Мокрые волосы журналистки плоско повисли вдоль полинявших от холода щек. Она ежилась, втягивая шею в воротник.

— Настя, ты не возражаешь, я провожу?.. — виновато спросил Абакашин, видя приближающийся трамвай.

— Как вас зовут? — быстро обернулась Небылова, впервые обратив внимание на Настю.

— Настя Андронова! — прокричал Абакашин под звон и дребезжание трамвая. — Садитесь скорее, ей не по дороге, садитесь, ей здесь близко! Настя, до завтра!

Он подсаживал Небылову, она поднялась на трамвайную площадку и все оглядывалась, отводя со щек мокрые пряди волос.

— Какое имя… редкое…

Трамвай ушел. Улица была пуста. Моросил дождик. Из водосточных труб с крыш побежала вода. Под ногами хлюпало. Пришла осень. «Жизнь чудесна», — говорит Анна Небылова…

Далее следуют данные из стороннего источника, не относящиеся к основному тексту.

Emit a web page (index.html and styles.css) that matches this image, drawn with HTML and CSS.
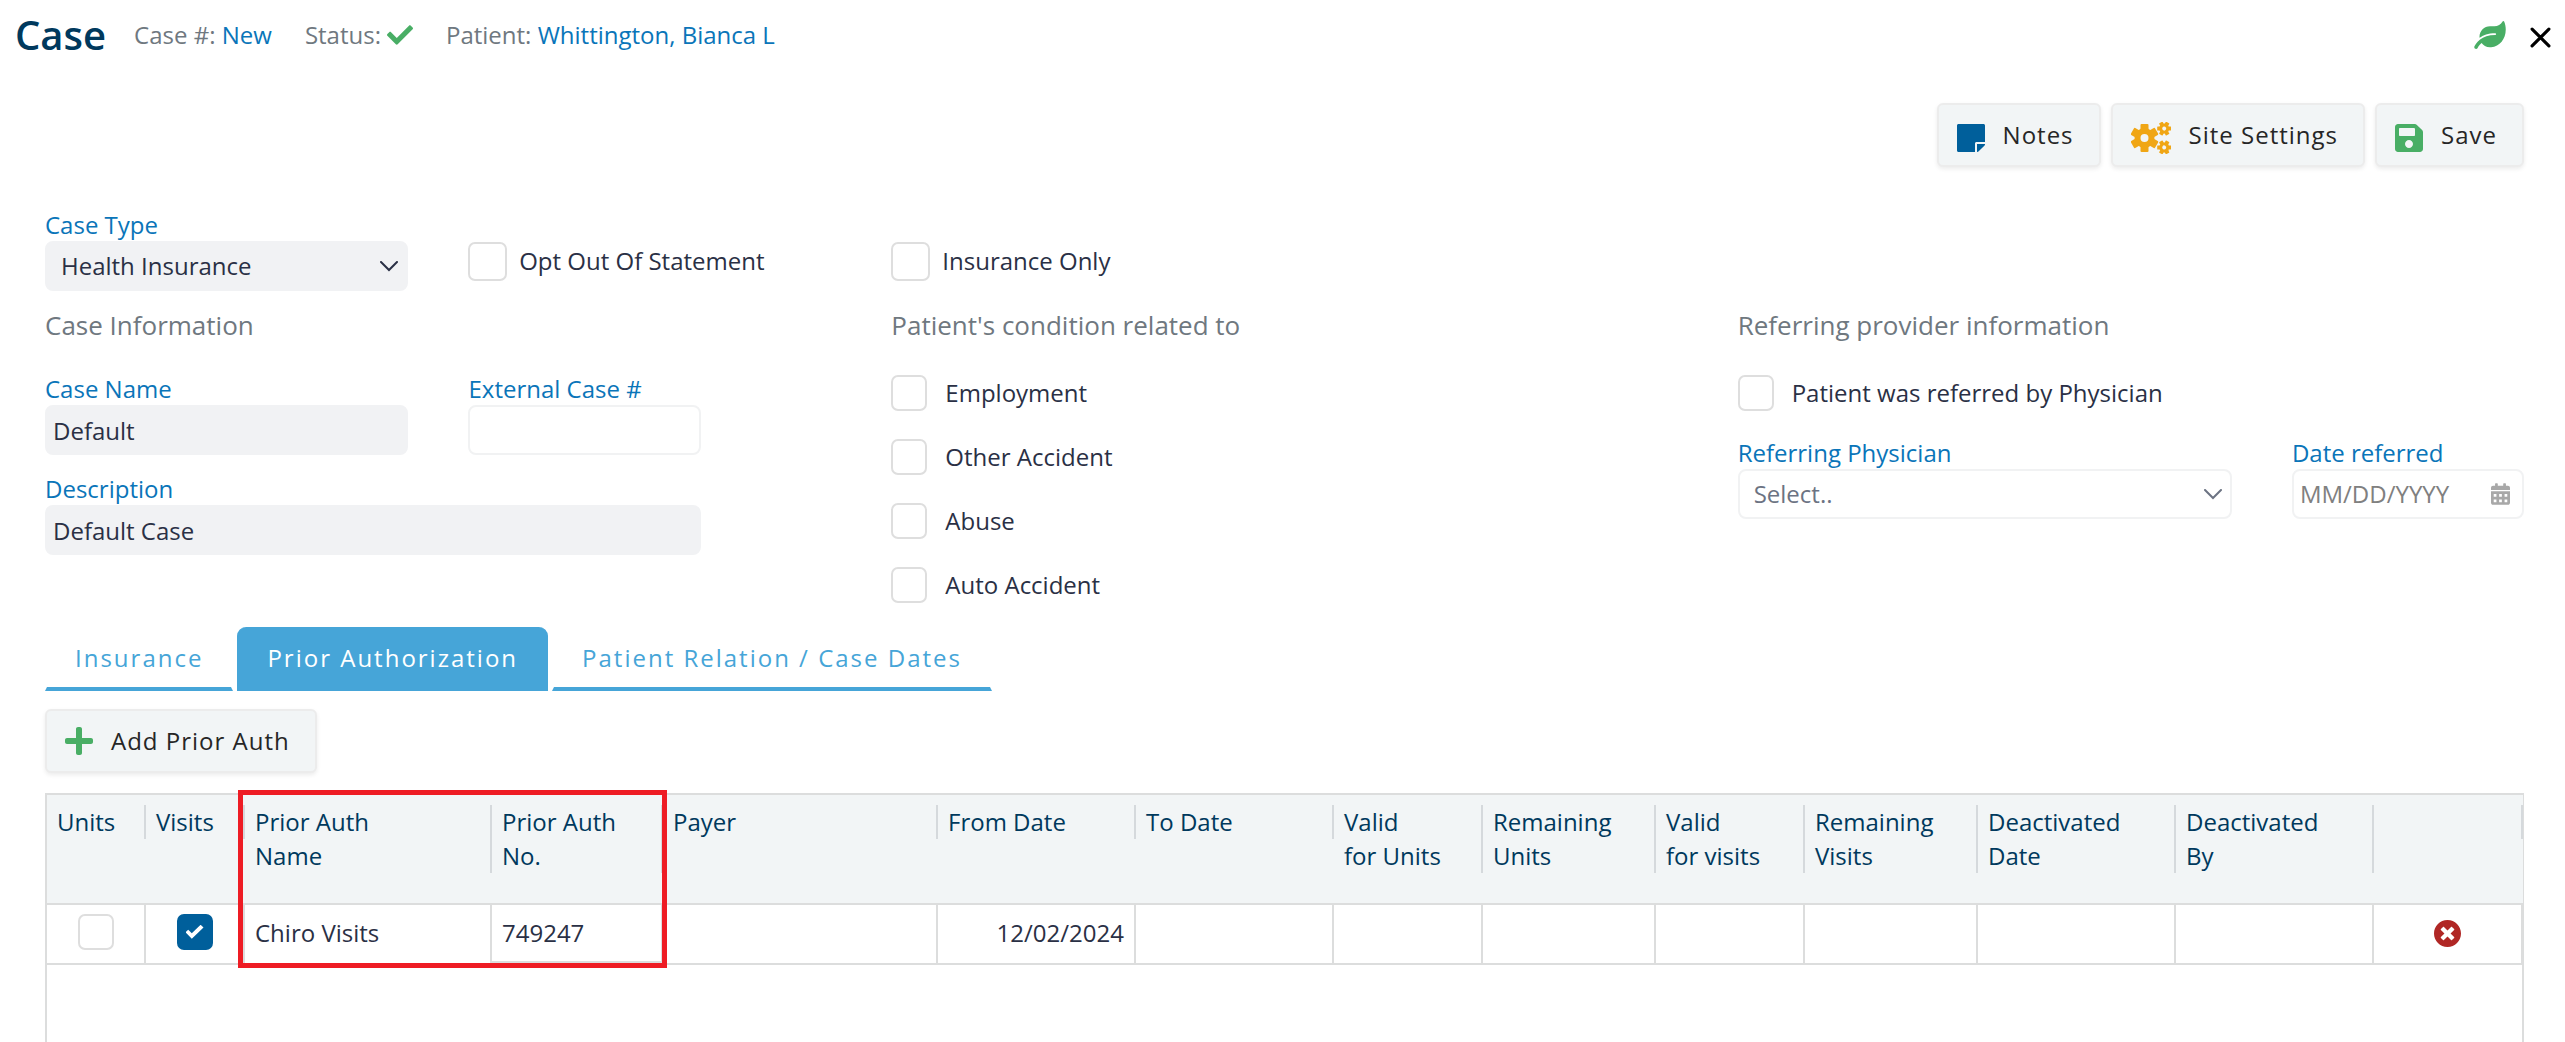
FILE: index.html
```html
<!DOCTYPE html>
<html lang="en">
<head>
<meta charset="utf-8">
<meta name="viewport" content="width=device-width, initial-scale=1">
<title>Case</title>
<link rel="stylesheet" href="styles.css">
</head>
<body>
<header class="page-header">
  <h1 class="page-title">Case</h1>
  <span class="meta">Case #: <a href="#case">New</a></span>
  <span class="meta meta-status">Status:
    <svg class="status-icon" viewBox="0 0 512 512" role="img" aria-label="Active"><path d="M173.898 439.404l-166.4-166.4c-9.997-9.997-9.997-26.206 0-36.204l36.203-36.204c9.997-9.998 26.207-9.998 36.204 0L192 312.69 432.095 72.596c9.997-9.997 26.207-9.997 36.204 0l36.203 36.204c9.997 9.997 9.997 26.206 0 36.204l-294.4 294.401c-9.998 9.997-26.207 9.997-36.204-.001z"/></svg>
  </span>
  <span class="meta">Patient: <a href="#patient">Whittington, Bianca L</a></span>
  <div class="header-actions">
    <svg class="leaf-icon" viewBox="0 0 576 512" aria-hidden="true"><path d="M546.2 9.7c-5.6-12.5-21.6-13-28.3-1.2C486.9 62.4 431.4 96 368 96h-80C182 96 96 182 96 288c0 7 .8 13.7 1.5 20.5C161.3 262.8 253.4 224 384 224c8.8 0 16 7.2 16 16s-7.2 16-16 16C132.6 256 26 410.1 2.4 468c-6.6 16.3 1.2 34.9 17.5 41.6 16.4 6.8 35-1.1 41.8-17.3 1.5-3.6 20.9-47.9 71.9-90.6 32.4 43.9 94 85.8 174.9 77.2C465.5 467.5 576 326.7 576 154.3c0-50.2-10.8-102.2-29.8-144.6z"/></svg>
    <button class="icon-button" type="button" aria-label="Close">
      <svg class="close-icon" viewBox="0 0 20 20" aria-hidden="true"><path d="M2 2l16 16M18 2L2 18"/></svg>
    </button>
  </div>
</header>

<main class="page">
  <div class="toolbar">
    <button class="button" type="button">
      <svg class="button-icon icon-blue" viewBox="0 32 448 448" aria-hidden="true"><path d="M312 320h136V56c0-13.3-10.7-24-24-24H24C10.7 32 0 42.7 0 56v400c0 13.3 10.7 24 24 24h264V344c0-13.2 10.8-24 24-24zm129 55l-98 98c-4.5 4.5-10.6 7-17 7h-6V352h128v6.1c0 6.3-2.5 12.4-7 16.9z"/></svg>
      Notes
    </button>
    <button class="button" type="button">
      <svg class="button-icon icon-gears" viewBox="0 0 40 32" aria-hidden="true">
        <defs>
          <g id="gear">
            <circle r="7" fill="none" stroke="#f0a615" stroke-width="6"/>
            <g id="teeth">
              <rect x="-4" y="-14" width="8" height="6" rx="1"/>
              <rect x="-4" y="8" width="8" height="6" rx="1"/>
            </g>
            <use href="#teeth" transform="rotate(60)"/>
            <use href="#teeth" transform="rotate(120)"/>
          </g>
        </defs>
        <use href="#gear" transform="translate(13.5 16)"/>
        <use href="#gear" transform="translate(33.2 6.6) rotate(30) scale(.5)"/>
        <use href="#gear" transform="translate(33.2 25.4) rotate(30) scale(.5)"/>
      </svg>
      Site Settings
    </button>
    <button class="button" type="button">
      <svg class="button-icon icon-green" viewBox="0 32 448 448" aria-hidden="true"><path d="M433.941 129.941l-83.882-83.882A48 48 0 0 0 316.118 32H48C21.49 32 0 53.49 0 80v352c0 26.51 21.49 48 48 48h352c26.51 0 48-21.49 48-48V163.882a48 48 0 0 0-14.059-33.941zM224 416c-35.346 0-64-28.654-64-64 0-35.346 28.654-64 64-64s64 28.654 64 64c0 35.346-28.654 64-64 64zm96-304.52V212c0 6.627-5.373 12-12 12H76c-6.627 0-12-5.373-12-12V108c0-6.627 5.373-12 12-12h228.52c3.183 0 6.235 1.264 8.485 3.515l3.48 3.48A11.996 11.996 0 0 1 320 111.48z"/></svg>
      Save
    </button>
  </div>

  <form class="case-form">
    <div class="form-row">
      <div class="field">
        <label for="case-type">Case Type</label>
        <div class="select-wrap filled">
          <select id="case-type"><option>Health Insurance</option></select>
          <svg class="chevron" viewBox="0 0 18 11" aria-hidden="true"><path d="M1 1l8 8 8-8"/></svg>
        </div>
      </div>
      <label class="check check-large"><input type="checkbox">Opt Out Of Statement</label>
      <label class="check check-large"><input type="checkbox">Insurance Only</label>
    </div>

    <div class="sections">
      <section class="section">
        <h2>Case Information</h2>
        <div class="case-fields">
          <div class="field">
            <label for="case-name">Case Name</label>
            <input class="text-input filled" id="case-name" type="text" value="Default">
          </div>
          <div class="field">
            <label for="external-case">External Case #</label>
            <input class="text-input" id="external-case" type="text">
          </div>
          <div class="field field-wide">
            <label for="description">Description</label>
            <input class="text-input filled" id="description" type="text" value="Default Case">
          </div>
        </div>
      </section>

      <section class="section">
        <h2>Patient's condition related to</h2>
        <div class="check-list">
          <label class="check"><input type="checkbox">Employment</label>
          <label class="check"><input type="checkbox">Other Accident</label>
          <label class="check"><input type="checkbox">Abuse</label>
          <label class="check"><input type="checkbox">Auto Accident</label>
        </div>
      </section>

      <section class="section">
        <h2>Referring provider information</h2>
        <div class="check-list check-list-tight">
          <label class="check"><input type="checkbox">Patient was referred by Physician</label>
          <div class="referral-fields">
            <div class="field">
              <label for="physician">Referring Physician</label>
              <div class="select-wrap muted">
                <select id="physician"><option>Select..</option></select>
                <svg class="chevron" viewBox="0 0 18 11" aria-hidden="true"><path d="M1 1l8 8 8-8"/></svg>
              </div>
            </div>
            <div class="field">
              <label for="date-referred">Date referred</label>
              <div class="date-wrap">
                <input id="date-referred" type="text" placeholder="MM/DD/YYYY">
                <svg class="calendar-icon" viewBox="0 0 448 512" aria-hidden="true"><path fill-rule="evenodd" d="M400 64h-48V16c0-8.800-7.200-16-16-16h-32c-8.800 0-16 7.200-16 16v48H160V16c0-8.800-7.200-16-16-16h-32c-8.800 0-16 7.200-16 16v48H48C21.500 64 0 85.500 0 112v48h448v-48c0-26.500-21.500-48-48-48zM0 192v272c0 26.500 21.500 48 48 48h352c26.500 0 48-21.500 48-48V192zM64 256h64v64H64zM192 256h64v64h-64zM320 256h64v64h-64zM64 384h64v64H64zM192 384h64v64h-64zM320 384h64v64h-64z"/></svg>
              </div>
            </div>
          </div>
        </div>
      </section>
    </div>
  </form>

  <nav class="tabs" role="tablist">
    <button class="tab" type="button" role="tab" aria-selected="false">Insurance</button>
    <button class="tab" type="button" role="tab" aria-selected="true">Prior Authorization</button>
    <button class="tab" type="button" role="tab" aria-selected="false">Patient Relation / Case Dates</button>
  </nav>

  <div class="panel-actions">
    <button class="button" type="button">
      <svg class="button-icon icon-green" viewBox="0 32 448 448" aria-hidden="true"><path d="M416 208H272V64c0-17.67-14.33-32-32-32h-32c-17.67 0-32 14.33-32 32v144H32c-17.67 0-32 14.33-32 32v32c0 17.67 14.33 32 32 32h144v144c0 17.67 14.33 32 32 32h32c17.67 0 32-14.33 32-32V304h144c17.67 0 32-14.33 32-32v-32c0-17.67-14.33-32-32-32z"/></svg>
      Add Prior Auth
    </button>
  </div>

  <div class="grid">
    <table class="auth-table">
      <colgroup>
        <col class="w-99"><col class="w-99"><col class="w-247"><col class="w-171"><col class="w-275">
        <col class="w-198"><col class="w-198"><col class="w-149"><col class="w-173"><col class="w-149">
        <col class="w-173"><col class="w-198"><col class="w-198"><col class="w-149">
      </colgroup>
      <thead>
        <tr>
          <th scope="col"><div>Units</div></th>
          <th scope="col"><div>Visits</div></th>
          <th scope="col"><div>Prior Auth<br>Name</div></th>
          <th scope="col"><div>Prior Auth<br>No.</div></th>
          <th scope="col"><div>Payer</div></th>
          <th scope="col"><div>From Date</div></th>
          <th scope="col"><div>To Date</div></th>
          <th scope="col"><div>Valid<br>for Units</div></th>
          <th scope="col"><div>Remaining<br>Units</div></th>
          <th scope="col"><div>Valid<br>for visits</div></th>
          <th scope="col"><div>Remaining<br>Visits</div></th>
          <th scope="col"><div>Deactivated<br>Date</div></th>
          <th scope="col"><div>Deactivated<br>By</div></th>
          <td><div></div></td>
        </tr>
      </thead>
      <tbody>
        <tr>
          <td class="center"><input type="checkbox" aria-label="Units"></td>
          <td class="center"><input type="checkbox" aria-label="Visits" checked></td>
          <td>Chiro Visits</td>
          <td class="active-cell">749247</td>
          <td></td>
          <td class="right">12/02/2024</td>
          <td></td><td></td><td></td><td></td><td></td><td></td><td></td>
          <td class="center">
            <button class="icon-button" type="button" aria-label="Delete">
              <svg class="delete-icon" viewBox="8 8 496 496" aria-hidden="true"><path d="M256 8C119 8 8 119 8 256s111 248 248 248 248-111 248-248S393 8 256 8zm121.6 313.1c4.7 4.7 4.7 12.3 0 17L338 377.6c-4.7 4.7-12.3 4.7-17 0L256 312l-65.1 65.6c-4.7 4.7-12.3 4.7-17 0L134.400 338c-4.7-4.7-4.7-12.3 0-17l65.6-65-65.6-65.1c-4.7-4.7-4.7-12.3 0-17l39.6-39.6c4.7-4.7 12.3-4.7 17 0l65 65.7 65.1-65.6c4.7-4.7 12.3-4.7 17 0l39.6 39.6c4.7 4.7 4.7 12.3 0 17L312 256l65.6 65.1z"/></svg>
            </button>
          </td>
        </tr>
      </tbody>
    </table>
    <div class="highlight"></div>
  </div>
</main>
</body>
</html>
```
FILE: styles.css
```css
* {
  box-sizing: border-box;
}

:root {
  --ink: #2a3045;
  --navy: #00395d;
  --link: #0a75b9;
  --muted: #6f7880;
  --tab: #46a5d8;
  --green: #49ae65;
  --fill: #f1f2f4;
  --surface: #f2f5f6;
  --line: #dcdddd;
}

body {
  margin: 0;
  min-height: 100vh;
  display: flex;
  flex-direction: column;
  background: #fff;
  color: var(--ink);
  font: 24px/34px "Open Sans", "Noto Sans", sans-serif;
}

button,
input,
select {
  font: inherit;
  color: inherit;
}

a {
  color: var(--link);
  text-decoration: none;
}

/* Header */
.page-header {
  display: flex;
  align-items: center;
  height: 70px;
  padding: 0 14px 0 15px;
}

.page-title {
  margin: 0 28px 0 0;
  color: var(--navy);
  font-size: 40px;
  font-weight: 600;
}

.meta {
  margin-right: 33px;
  color: var(--muted);
}

.meta-status {
  display: flex;
  align-items: center;
  gap: 6px;
}

.status-icon {
  width: 26px;
  height: 26px;
  fill: var(--green);
}

.header-actions {
  display: flex;
  align-items: center;
  gap: 24px;
  margin-left: auto;
}

.leaf-icon {
  width: 32px;
  height: 28px;
  fill: var(--green);
}

.icon-button {
  display: inline-flex;
  padding: 0;
  border: 0;
  background: none;
}

.close-icon {
  width: 21px;
  height: 21px;
  margin-top: 4px;
  fill: none;
  stroke: #000;
  stroke-width: 3;
  stroke-linecap: round;
}

.page {
  flex: 1;
  display: flex;
  flex-direction: column;
  padding: 33px 41px 0 45px;
}

/* Buttons */
.toolbar {
  display: flex;
  justify-content: flex-end;
  gap: 10px;
}

.button {
  display: flex;
  align-items: center;
  gap: 18px;
  height: 64px;
  padding: 0 25px 0 18px;
  border: 2px solid #ececec;
  border-radius: 6px;
  background: var(--surface);
  box-shadow: 0 2px 4px rgba(0, 0, 0, .08);
  color: #262626;
  letter-spacing: 1px;
}

.button-icon {
  width: 28px;
  height: 28px;
}

.toolbar .button-icon {
  margin-top: 6px;
}

.button .icon-gears {
  width: 40px;
  height: 32px;
  fill: #f0a615;
}

.icon-blue {
  fill: #005f9b;
}

.icon-green {
  fill: var(--green);
}

/* Form */
.case-form {
  margin-top: 42px;
}

.form-row,
.sections {
  display: grid;
  grid-template-columns: repeat(6, minmax(0, 1fr));
  column-gap: 60px;
}

.section {
  grid-column: span 2;
}

.section h2 {
  margin: 16px 0 30px;
  color: var(--muted);
  font-size: 26px;
  font-weight: 400;
  line-height: 36px;
}

.field label {
  display: block;
  color: var(--link);
  line-height: 32px;
}

.text-input,
.select-wrap,
.date-wrap {
  display: flex;
  align-items: center;
  width: 100%;
  height: 50px;
  border: 2px solid #f1f2f3;
  border-radius: 8px;
  background: #fff;
}

.text-input {
  padding: 0 6px;
}

.filled {
  border-color: var(--fill);
  background: var(--fill);
}

.select-wrap {
  position: relative;
}

.select-wrap select {
  width: 100%;
  height: 100%;
  padding: 0 40px 0 14px;
  border: 0;
  background: none;
  appearance: none;
}

.muted {
  color: #6c7383;
}

.chevron {
  position: absolute;
  right: 8px;
  width: 18px;
  height: 11px;
  fill: none;
  stroke: currentColor;
  stroke-width: 2;
  stroke-linecap: round;
  pointer-events: none;
}

.date-wrap {
  padding: 0 12px 0 6px;
}

.date-wrap input {
  flex: 1;
  min-width: 0;
  padding: 0;
  border: 0;
  background: none;
}

.date-wrap input::placeholder {
  color: #808080;
}

.calendar-icon {
  width: 19px;
  height: 22px;
  fill: #a8a8a8;
}

.case-fields {
  display: grid;
  grid-template-columns: minmax(0, 363fr) minmax(0, 232fr);
  gap: 18px 60px;
  width: 83.4%;
}

.field-wide {
  grid-column: span 2;
}

.referral-fields {
  display: grid;
  grid-template-columns: minmax(0, 494fr) minmax(0, 232fr);
  column-gap: 60px;
}

/* Checkboxes */
.check {
  display: flex;
  align-items: center;
  gap: 18px;
}

.check-large {
  gap: 12px;
  padding-top: 22px;
}

.check-list {
  display: flex;
  flex-direction: column;
  gap: 28px;
  padding-top: 2px;
}

.check-list-tight {
  gap: 26px;
}

input[type="checkbox"] {
  display: grid;
  place-items: center;
  flex: none;
  width: 36px;
  height: 36px;
  margin: 0;
  border: 2px solid #dedede;
  border-radius: 7px;
  background: #fff;
  appearance: none;
}

.check-large input[type="checkbox"] {
  width: 39px;
  height: 39px;
}

input[type="checkbox"]:checked {
  border-color: #005f9b;
  background: #005f9b;
}

input[type="checkbox"]:checked::before {
  content: "";
  width: 18px;
  height: 14px;
  background: #fff;
  clip-path: polygon(0 54%, 15% 35%, 35% 60%, 84% 0, 100% 20%, 35% 100%);
}

/* Tabs */
.tabs {
  display: flex;
  gap: 4px;
  margin-top: 24px;
}

.tab {
  height: 64px;
  padding: 2px 28px 0;
  border: 2px solid transparent;
  border-top: 0;
  border-bottom: 4px solid var(--tab);
  background: none;
  color: var(--tab);
  letter-spacing: 2px;
}

.tab[aria-selected="true"] {
  border-color: var(--tab);
  border-radius: 9px 9px 0 0;
  background: var(--tab);
  color: #fff;
}

.panel-actions {
  display: flex;
  margin: 18px 0 20px;
}

/* Prior authorization grid */
.grid {
  position: relative;
  flex: 1;
  border: 2px solid var(--line);
  border-bottom: 0;
}

.auth-table {
  width: 100%;
  table-layout: fixed;
  border-collapse: separate;
  border-spacing: 0;
}

.w-99 { width: 99px; }
.w-149 { width: 149px; }
.w-171 { width: 171px; }
.w-173 { width: 173px; }
.w-198 { width: 198px; }
.w-247 { width: 247px; }
.w-275 { width: 275px; }

.auth-table thead th,
.auth-table thead td {
  height: 110px;
  padding: 10px 0 0;
  border-bottom: 2px solid var(--line);
  background: var(--surface);
  color: var(--navy);
  font-weight: 400;
  text-align: left;
  vertical-align: top;
}

.auth-table thead div {
  min-height: 34px;
  padding-left: 10px;
  border-right: 2px solid #d5d9dc;
}

.auth-table tbody td {
  height: 60px;
  padding: 0 10px 3px;
  border-right: 2px solid var(--line);
  border-bottom: 2px solid var(--line);
}

.auth-table tbody .center {
  padding-bottom: 6px;
  text-align: center;
}

.auth-table tbody .right {
  text-align: right;
}

.center input[type="checkbox"] {
  display: inline-grid;
  vertical-align: middle;
}

.center .icon-button {
  vertical-align: middle;
}

.auth-table .active-cell {
  box-shadow: inset 0 -2px var(--line);
}

.delete-icon {
  width: 27px;
  height: 27px;
  fill: #b02725;
}

/* Callout round the name and number columns */
.highlight {
  position: absolute;
  top: -5px;
  left: 7.72%;
  width: 17.33%;
  height: 178px;
  border: 5px solid #ee1c24;
  pointer-events: none;
}
```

«Знаешь, что я вспомнила, Димка? Один вечер. Мы пришли с тобой к нам после школы, и вдруг начался снегопад. Снег валил, валил, медленно, крупными хлопьями, и тополи во дворе стали белые, потом их завесило, куда-то они потонули: так густо шел снег, бесшумно и таинственно. А далеко у ворот сквозь снег мутно светилось пятно, это фонарь. Все было таинственно. Мы загасили в комнате электричество и смотрели в окно. Вдруг ты сказал: „Сейчас я тебе все открою!“ И убежал из дому. Я видела, как ты бежишь по двору, без шапки, а снег все валит и валит, у тебя побелели плечи и голова, и ты исчез.